How many addresses and postcodes in the UK?

In the last few days we’ve been exploring the size of the OLAF problem, starting from small, more manageable geographic entities and wondering first how many addresses we would find in one town and then how many postcodes.

What’s the size of the entire problem, though? If we could deliver a comprehensive open addresses dataset one day, how many addresses and postcodes we would find in it? The answer is actually easy.

If we assume that the number of addresses is approximated well by the number of properties in the UK, we can build our estimate by using the Office for National Statistics’ “National Statistics Addresses Lookup” open dataset (NSAL), that is an openly licensed subset of Ordnance Survey’s AddressBase commercial dataset, listing all Unique Property Reference Numbers (UPRNs). The UPRN system has the ambition to assign a unique code to anything that one might want to uniquely identify on Great Britain’s territory. “Pretty much every property in the country has a UPRN, from mansions to beach huts and ponds to life belt buoys”.

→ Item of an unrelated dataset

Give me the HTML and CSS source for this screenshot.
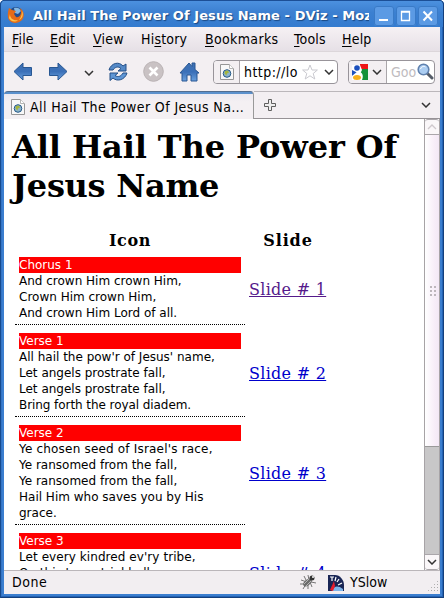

NSAL lists 36,681,879 UPRNs for Great Britain. We can reasonably assume that the number of UPRNs / properties is proportional to the number of households that is documented by the latest Census. On 27/03/2011 the number of households in the UK was 26,442,096, 703,275 of which was in Northern Ireland. Our estimate for the number of addresses in the UK is then 36,681,879 / (26,442,096 – 703,275) x 26,442,096 = 37,684,158. This finding is consistent with the Royal Mail and Ordnance Survey figures.

The number of postcodes is even easier: we just need to count the total of non-retired postcodes in the Office for National Statistics’ Postcode Directory: 1,745,801.